Nach dem Essen sind alle Fluggäste glücklich, drücken ihre Sitze die möglichen 3,5 cm nach hinten und schlafen. Frustriert hocke ich in meinem Sitz. Der Versuch, das Nackenkissen zu benutzen, scheitert. Sobald es um meinen Hals liegt, kippt der Kopf nach vorne. Durch den zurückgeklappten Sitz meines Vordermanns sind meine Knie mittlerweile eingeschlafen... oder mangels Blutzuflusses abgestorben. Wenigstens hat C. ein breit gefächertes Angebot von teilweise älteren Filmen, die auf winzigen Bildschirmen gezeigt werden. Um mir diese anzuschauen, muss ich meinen Kopf im 70 Grad-Winkel nach links drehen und um ca. 20 Grad schräg neigen, damit ich das Bild erkennen kann. Tatsächlich fallen mir langsam die Augen zu, als sich plötzlich von der rechten Seite meiner Armlehne ein Fuß von hinten anschleicht. Ich rücke meinen Kopf nach rechts unten und schaue entsetzt auf den wackelnden Fuß. Mit zuckendem Auge drehe ich mich um, die Dame, die es sich dort gemütlich gemacht hat, hat eine Beinfreiheit, für die ich sie beneide (eben wegen jenes Notausstiegs) und hat dann noch die Frechheit, meinen winzigen Freiraum zu beschlagnahmen. Ich drücke den Fuß zurück und stopfe mein Nackenkissen in die Lücke. Ist es wenigstens doch zu etwas zu gebrauchen während des Fluges.

4 Stunden später trocknen nach und nach meine Augen und Nase aus, ich altere in kürzester Zeit um 10 Jahre. Jetzt ein heißes feuchtes Tüchlein, zum Erfrischen und Befeuchten des Gesichts.
Und tatsächlich: die Stewardessen sind gerade unterwegs mit heißen Tüchern... für die 2. Klasse. Ich bekomme kein Tuch und trockne vor mich hin. Stündlich kommen die Damen, die mit zu den grimmigsten Gestalten aller Fluggesellschaften, die ich bisher erlebt habe, mit einem Fingerhut voll Wasser vorbei, welches bereits beim Berühren meiner Zunge durch die Trockenheit verpufft.

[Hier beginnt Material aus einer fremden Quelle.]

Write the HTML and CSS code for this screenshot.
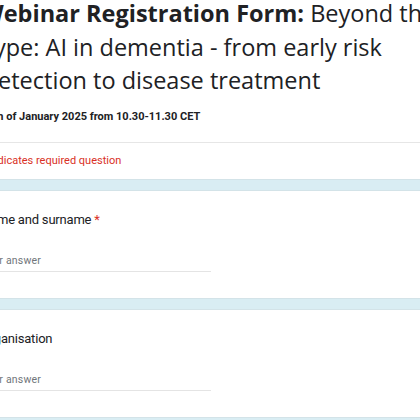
FILE: index.html
```html
<!DOCTYPE html>
<html>
<head>
<meta charset="utf-8">
<link rel="stylesheet" href="styles.css">
</head>
<body>
<div class="page">
  <section class="card header">
    <h1 class="title"><span class="strong">Webinar Registration Form:</span> Beyond the<br>Type: AI in dementia - from early risk<br>Detection to disease treatment</h1>
    <p class="date">30th of January 2025 from 10.30-11.30 CET</p>
    <div class="divider"></div>
    <p class="required">* Indicates required question</p>
  </section>
  <section class="card question">
    <div class="q-title">Name and surname <span class="star">*</span></div>
    <div class="answer">Your answer</div>
  </section>
  <section class="card question">
    <div class="q-title">Organisation</div>
    <div class="answer">Your answer</div>
  </section>
  <section class="card question">
    <div class="q-title">Email</div>
  </section>
</div>
</body>
</html>
```
FILE: styles.css
```css
html, body {
  margin: 0;
  padding: 0;
}
body {
  background: #d9edf3;
  overflow: hidden;
  width: 420px;
  height: 420px;
}
.page {
  margin-left: -41px;
  margin-top: -14px;
  width: 780px;
  display: flex;
  flex-direction: column;
  gap: 10px;
}
.card {
  background: #fff;
  border: 1px solid #d3e3e8;
  border-radius: 8px;
  padding: 0 21px;
}
.header {
  padding-top: 10px;
  padding-bottom: 0;
}
.title {
  margin: 0;
  font-family: "Open Sans", sans-serif;
  font-weight: 400;
  font-size: 23.5px;
  line-height: 33.5px;
  color: #202124;
  white-space: nowrap;
}
.strong {
  font-weight: 700;
}
.date {
  margin: 11px 0 0;
  font-family: Roboto, sans-serif;
  font-weight: 700;
  font-size: 11px;
  line-height: 16px;
  color: #202124;
}
.divider {
  height: 1px;
  background: #e6e6e6;
  margin: 17px -21px 0;
}
.required {
  margin: 0;
  font-family: Roboto, sans-serif;
  font-size: 11px;
  line-height: 36px;
  color: #d93025;
}
.question {
  padding-top: 19px;
  padding-bottom: 26px;
}
.q-title {
  font-family: Roboto, sans-serif;
  font-size: 13px;
  line-height: 20px;
  color: #202124;
  letter-spacing: -0.2px;
}
.star {
  color: #d93025;
}
.answer {
  margin-top: 24px;
  width: 230px;
  font-family: Roboto, sans-serif;
  font-size: 10.5px;
  line-height: 14px;
  color: #70757a;
  letter-spacing: 0.2px;
  padding-bottom: 3px;
  border-bottom: 1px solid #e4e4e4;
}
```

Zwischendurch beobachte ich auf den Bildschirmen - sofern mein verrenkter Nacken die Neigung noch schafft - das kleine animierte Flugzeug, um zu schauen, wann ich mich endlich bewegen kann.

Nach 10 1/2 Stunden erreichen wir endlich den Zielflughafen. Die Fluggäste erheben sich und verlassen nach und nach das Flugzeug. Ich bleibe noch sitzen.
Vielleicht bekomme ich irgendwann wieder ein Gefühl in den Beinen. Und wahrscheinlich genau dann muss ich den Rückflug wieder antreten.

Danke liebe C. für so ein beeindruckendes Urlaubserlebnis!